◆ PROBLEM ◆
Reproduce every line of the material below, but drop the pictures.
::: DATA SECTION
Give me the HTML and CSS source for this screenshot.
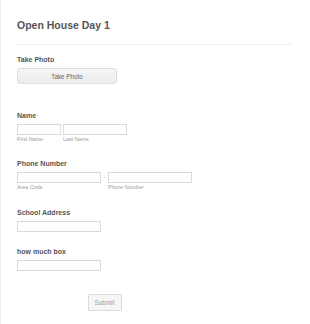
FILE: index.html
```html
<!DOCTYPE html>
<html lang="en">
<head>
  <meta charset="UTF-8" />
  <meta name="viewport" content="width=device-width, initial-scale=1.0" />
  <title>Open House Day 1</title>
  <link rel="stylesheet" href="styles.css">
</head>
<body>
  <div class="form-page">
    <div class="form-header">Open House Day 1</div>
    <div class="divider"></div>

    <div class="field field-photo">
      <div class="field-label">Take Photo</div>
      <button type="button" class="photo-btn">Take Photo</button>
    </div>

    <div class="field field-name">
      <div class="field-label">Name</div>
      <div class="inputs">
        <div class="sub">
          <input type="text" class="box box-first" />
          <span class="sublabel">First Name</span>
        </div>
        <div class="sub">
          <input type="text" class="box box-last" />
          <span class="sublabel">Last Name</span>
        </div>
      </div>
    </div>

    <div class="field field-phone">
      <div class="field-label">Phone Number</div>
      <div class="inputs">
        <div class="sub">
          <input type="text" class="box box-wide" />
          <span class="sublabel">Area Code</span>
        </div>
        <span class="dash">-</span>
        <div class="sub">
          <input type="text" class="box box-wide" />
          <span class="sublabel">Phone Number</span>
        </div>
      </div>
    </div>

    <div class="field field-address">
      <div class="field-label">School Address</div>
      <input type="text" class="box box-wide" />
    </div>

    <div class="field field-box">
      <div class="field-label">how much box</div>
      <input type="text" class="box box-wide" />
    </div>

    <div class="submit-row">
      <button type="submit" class="submit-btn">Submit</button>
    </div>
  </div>
</body>
</html>
```

FILE: styles.css
```css
* {
  box-sizing: border-box;
  margin: 0;
  padding: 0;
}

html, body {
  height: 100%;
  background: #fff;
  font-family: "Liberation Sans", Arial, sans-serif;
  overflow: hidden;
}

.form-page {
  height: 100%;
  padding: 19px 17px 0 17px;
  border-left: 1px solid #eeeeee;
  padding-left: 16px;
}

.form-header {
  font-size: 10.5px;
  line-height: 13px;
  font-weight: bold;
  color: #555;
}

.divider {
  margin-top: 12px;
  height: 1px;
  background: #f0f0f0;
}

.field-label {
  font-size: 7px;
  line-height: 9px;
  font-weight: bold;
  color: #555;
  margin-bottom: 4px;
}

.field-photo { margin-top: 10px; }
.field-name { margin-top: 27px; }
.field-phone { margin-top: 16px; }
.field-address { margin-top: 17px; }
.field-box { margin-top: 15px; }

.photo-btn {
  display: block;
  width: 100px;
  height: 16px;
  border: 1px solid #dcdcdc;
  border-radius: 3px;
  background: linear-gradient(#f6f6f6, #ececec);
  font-family: inherit;
  font-size: 6.3px;
  color: #666;
}

.inputs {
  display: flex;
  align-items: flex-start;
}

.sub {
  display: flex;
  flex-direction: column;
}

.field-name .sub + .sub {
  margin-left: 2px;
}

.box {
  display: block;
  height: 11px;
  border: 1px solid #dadada;
  background: #fff;
}

.box-first { width: 44px; }
.box-last { width: 64px; }
.box-wide { width: 84px; }

.sublabel {
  margin-top: 1px;
  font-size: 5.3px;
  line-height: 7px;
  color: #999;
}

.dash {
  width: 7px;
  text-align: center;
  font-size: 6px;
  line-height: 11px;
  color: #aaa;
}

.submit-row {
  width: 175px;
  margin-top: 20px;
  text-align: center;
}

.submit-btn {
  width: 34px;
  height: 17px;
  border: 1px solid #dcdcdc;
  border-radius: 1px;
  background: #f5f5f5;
  font-family: inherit;
  font-size: 6.4px;
  color: #a0a0a0;
}
```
::::::
◆ RIGHT ANSWER ◆
Give me the HTML and CSS source for this screenshot.
FILE: index.html
```html
<!DOCTYPE html>
<html lang="en">
<head>
  <meta charset="UTF-8" />
  <meta name="viewport" content="width=device-width, initial-scale=1.0" />
  <title>Open House Day 1</title>
  <link rel="stylesheet" href="styles.css">
</head>
<body>
  <div class="form-page">
    <div class="form-header">Open House Day 1</div>
    <div class="divider"></div>

    <div class="field field-photo">
      <div class="field-label">Take Photo</div>
      <button type="button" class="photo-btn">Take Photo</button>
    </div>

    <div class="field field-name">
      <div class="field-label">Name</div>
      <div class="inputs">
        <div class="sub">
          <input type="text" class="box box-first" />
          <span class="sublabel">First Name</span>
        </div>
        <div class="sub">
          <input type="text" class="box box-last" />
          <span class="sublabel">Last Name</span>
        </div>
      </div>
    </div>

    <div class="field field-phone">
      <div class="field-label">Phone Number</div>
      <div class="inputs">
        <div class="sub">
          <input type="text" class="box box-wide" />
          <span class="sublabel">Area Code</span>
        </div>
        <span class="dash">-</span>
        <div class="sub">
          <input type="text" class="box box-wide" />
          <span class="sublabel">Phone Number</span>
        </div>
      </div>
    </div>

    <div class="field field-address">
      <div class="field-label">School Address</div>
      <input type="text" class="box box-wide" />
    </div>

    <div class="field field-box">
      <div class="field-label">how much box</div>
      <input type="text" class="box box-wide" />
    </div>

    <div class="submit-row">
      <button type="submit" class="submit-btn">Submit</button>
    </div>
  </div>
</body>
</html>
```

FILE: styles.css
```css
* {
  box-sizing: border-box;
  margin: 0;
  padding: 0;
}

html, body {
  height: 100%;
  background: #fff;
  font-family: "Liberation Sans", Arial, sans-serif;
  overflow: hidden;
}

.form-page {
  height: 100%;
  padding: 19px 17px 0 17px;
  border-left: 1px solid #eeeeee;
  padding-left: 16px;
}

.form-header {
  font-size: 10.5px;
  line-height: 13px;
  font-weight: bold;
  color: #555;
}

.divider {
  margin-top: 12px;
  height: 1px;
  background: #f0f0f0;
}

.field-label {
  font-size: 7px;
  line-height: 9px;
  font-weight: bold;
  color: #555;
  margin-bottom: 4px;
}

.field-photo { margin-top: 10px; }
.field-name { margin-top: 27px; }
.field-phone { margin-top: 16px; }
.field-address { margin-top: 17px; }
.field-box { margin-top: 15px; }

.photo-btn {
  display: block;
  width: 100px;
  height: 16px;
  border: 1px solid #dcdcdc;
  border-radius: 3px;
  background: linear-gradient(#f6f6f6, #ececec);
  font-family: inherit;
  font-size: 6.3px;
  color: #666;
}

.inputs {
  display: flex;
  align-items: flex-start;
}

.sub {
  display: flex;
  flex-direction: column;
}

.field-name .sub + .sub {
  margin-left: 2px;
}

.box {
  display: block;
  height: 11px;
  border: 1px solid #dadada;
  background: #fff;
}

.box-first { width: 44px; }
.box-last { width: 64px; }
.box-wide { width: 84px; }

.sublabel {
  margin-top: 1px;
  font-size: 5.3px;
  line-height: 7px;
  color: #999;
}

.dash {
  width: 7px;
  text-align: center;
  font-size: 6px;
  line-height: 11px;
  color: #aaa;
}

.submit-row {
  width: 175px;
  margin-top: 20px;
  text-align: center;
}

.submit-btn {
  width: 34px;
  height: 17px;
  border: 1px solid #dcdcdc;
  border-radius: 1px;
  background: #f5f5f5;
  font-family: inherit;
  font-size: 6.4px;
  color: #a0a0a0;
}
```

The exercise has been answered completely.